Instructions for the task – Give only the number of lines that hold the word "components".

Recorded information –
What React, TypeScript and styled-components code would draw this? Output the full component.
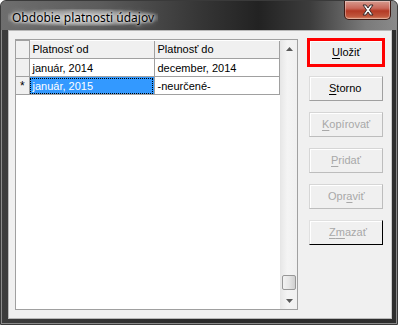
import styled, { createGlobalStyle } from "styled-components";

const GlobalStyle = createGlobalStyle`
  html, body {
    margin: 0;
    padding: 0;
    background: #ffffff;
  }
  * {
    box-sizing: border-box;
  }
`;

const Window = styled.div`
  width: 398px;
  height: 325px;
  display: flex;
  flex-direction: column;
  border: 1px solid #3a3a3a;
  border-radius: 6px 6px 0 0;
  background: linear-gradient(
    90deg,
    #3c3c3c 0%,
    #2a2a2a 50%,
    #2e2e2e 100%
  );
  box-shadow: inset 0 0 0 1px #8a8a8a;
  overflow: hidden;
`;

const TitleBar = styled.div`
  height: 29px;
  flex: none;
  display: flex;
  justify-content: space-between;
  align-items: flex-start;
  padding: 0 6px 0 7px;
  background: linear-gradient(
    90deg,
    #6e6e6e 0%,
    #5c5c5c 25%,
    #363636 50%,
    #222222 65%,
    #3c3c3c 78%,
    #7a7a7a 92%,
    #8a8a8a 100%
  );
`;

const Title = styled.div`
  margin-top: 8px;
  font-family: "Noto Sans", "Open Sans", sans-serif;
  font-size: 12px;
  color: #000;
  padding: 0 4px;
  background: radial-gradient(
    ellipse at center,
    rgba(255, 255, 255, 0.6) 0%,
    rgba(255, 255, 255, 0.35) 55%,
    rgba(255, 255, 255, 0) 80%
  );
  text-shadow: 0 0 6px #fff, 0 0 3px #fff;
`;

const CloseButton = styled.div`
  width: 47px;
  height: 19px;
  display: flex;
  align-items: center;
  justify-content: center;
  border: 1px solid #3d1a14;
  border-top: none;
  border-radius: 0 0 5px 5px;
  background: linear-gradient(
    180deg,
    #d69a8e 0%,
    #c9685a 40%,
    #b43a25 55%,
    #c0563c 85%,
    #d98a6a 100%
  );
  box-shadow: inset 0 0 0 1px rgba(255, 255, 255, 0.35);
`;

const Body = styled.div`
  flex: 1;
  display: flex;
  padding: 0 7px 7px 7px;
`;

const Client = styled.div`
  flex: 1;
  display: flex;
  gap: 11px;
  padding: 8px 8px 8px 6px;
  background: #f0f0f0;
  border: 1px solid #b8b8b8;
  border-right-color: #c8c8c8;
  font-family: "Liberation Sans", Arial, sans-serif;
  font-size: 11px;
  color: #000;
`;

const Grid = styled.div`
  width: 283px;
  height: 271px;
  display: flex;
  border: 1px solid #a0a0a0;
  background: #fff;
`;

const TableArea = styled.div`
  flex: 1;
  background: #fff;
`;

const Table = styled.table`
  border-collapse: collapse;
  font: inherit;
`;

const HeadCell = styled.th<{ $w: number }>`
  width: ${(p) => p.$w}px;
  height: 17px;
  padding: 0 3px;
  text-align: left;
  font-weight: normal;
  background: #f0f0f0;
  border: 1px solid #a0a0a0;
  border-top: none;
  white-space: nowrap;
`;

const RowHead = styled.td`
  width: 13px;
  height: 18px;
  padding: 0;
  text-align: center;
  font-weight: normal;
  background: #f0f0f0;
  border: 1px solid #a0a0a0;
  border-left: none;
  font-size: 12px;
`;

const Cell = styled.td<{ $selected?: boolean }>`
  height: 18px;
  padding: 0 3px;
  border: 1px solid #a0a0a0;
  white-space: nowrap;
  background: ${(p) => (p.$selected ? "#3399ff" : "#fff")};
  color: ${(p) => (p.$selected ? "#fff" : "#000")};
  outline: ${(p) => (p.$selected ? "1px dotted #000" : "none")};
  outline-offset: -2px;
`;

const ScrollBar = styled.div`
  width: 17px;
  flex: none;
  display: flex;
  flex-direction: column;
  border-left: 1px solid #e6e6e6;
  background: linear-gradient(90deg, #e8e8e8 0%, #f4f4f4 40%, #f0f0f0 100%);
`;

const Arrow = styled.div`
  height: 17px;
  display: flex;
  align-items: center;
  justify-content: center;
  flex: none;
`;

const Track = styled.div`
  flex: 1;
  display: flex;
  flex-direction: column;
  justify-content: flex-end;
  padding: 0 1px 2px 1px;
`;

const Thumb = styled.div`
  height: 15px;
  border: 1px solid #979797;
  border-radius: 2px;
  background: linear-gradient(90deg, #f2f2f2 0%, #e6e6e6 50%, #cfcfcf 100%);
`;

const Buttons = styled.div`
  display: flex;
  flex-direction: column;
  gap: 11px;
  padding-top: 1px;
`;

const Button = styled.div<{
  $indent: number;
  $disabled?: boolean;
  $focused?: boolean;
  $raised?: boolean;
}>`
  width: 74px;
  height: 25px;
  display: flex;
  align-items: center;
  padding-left: ${(p) => p.$indent}px;
  background: #f0f0f0;
  color: ${(p) => (p.$disabled ? "#a8a8a8" : "#000")};
  border: 1px solid;
  border-color: ${(p) =>
    p.$focused
      ? "#000"
      : p.$raised
      ? "#e0e0e0 #000 #000 #e0e0e0"
      : p.$disabled
      ? "#d6d6d6 #bdbdbd #bdbdbd #d6d6d6"
      : "#dcdcdc #a0a0a0 #a0a0a0 #dcdcdc"};
  box-shadow: inset 1px 1px 0 #fff;
  outline: ${(p) => (p.$focused ? "3px solid #ff0000" : "none")};
  outline-offset: -1px;
`;

const Label = styled.span`
  font-weight: 400;
  line-height: 13px;
  white-space: nowrap;
  u {
    text-decoration: underline;
    text-underline-offset: 2px;
  }
`;

export default function App() {
  return (
    <>
      <GlobalStyle />
      <Window>
        <TitleBar>
          <Title>Obdobie platnosti údajov</Title>
          <CloseButton>
            <svg width="14" height="12" viewBox="0 0 14 12">
              <path
                d="M2 1 L5 1 L7 4 L9 1 L12 1 L8.5 6 L12 11 L9 11 L7 8 L5 11 L2 11 L5.5 6 Z"
                fill="#f4f4f4"
                stroke="#3a2a2a"
                strokeWidth="1"
                strokeLinejoin="round"
              />
            </svg>
          </CloseButton>
        </TitleBar>
        <Body>
          <Client>
            <Grid>
              <TableArea>
                <Table>
                  <thead>
                    <tr>
                      <RowHead as="th" />
                      <HeadCell $w={125}>Platnosť od</HeadCell>
                      <HeadCell $w={125}>Platnosť do</HeadCell>
                    </tr>
                  </thead>
                  <tbody>
                    <tr>
                      <RowHead />
                      <Cell>január, 2014</Cell>
                      <Cell>december, 2014</Cell>
                    </tr>
                    <tr>
                      <RowHead>*</RowHead>
                      <Cell $selected>január, 2015</Cell>
                      <Cell>-neurčené-</Cell>
                    </tr>
                  </tbody>
                </Table>
              </TableArea>
              <ScrollBar>
                <Arrow>
                  <svg width="7" height="4" viewBox="0 0 7 4">
                    <path d="M3.5 0 L7 4 L0 4 Z" fill="#5a5a5a" />
                  </svg>
                </Arrow>
                <Track>
                  <Thumb />
                </Track>
                <Arrow>
                  <svg width="7" height="4" viewBox="0 0 7 4">
                    <path d="M0 0 L7 0 L3.5 4 Z" fill="#5a5a5a" />
                  </svg>
                </Arrow>
              </ScrollBar>
            </Grid>
            <Buttons>
              <Button $focused $indent={22}>
                <Label>
                  <u>U</u>ložiť
                </Label>
              </Button>
              <Button $indent={19}>
                <Label>
                  <u>S</u>torno
                </Label>
              </Button>
              <Button $disabled $indent={12}>
                <Label>
                  <u>K</u>opírovať
                </Label>
              </Button>
              <Button $disabled $indent={21}>
                <Label>
                  <u>P</u>ridať
                </Label>
              </Button>
              <Button $disabled $indent={18}>
                <Label>
                  Opr<u>a</u>viť
                </Label>
              </Button>
              <Button $disabled $raised $indent={19}>
                <Label>
                  <u>Z</u>
                  <u>m</u>azať
                </Label>
              </Button>
            </Buttons>
          </Client>
        </Body>
      </Window>
    </>
  );
}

Exercise output – 2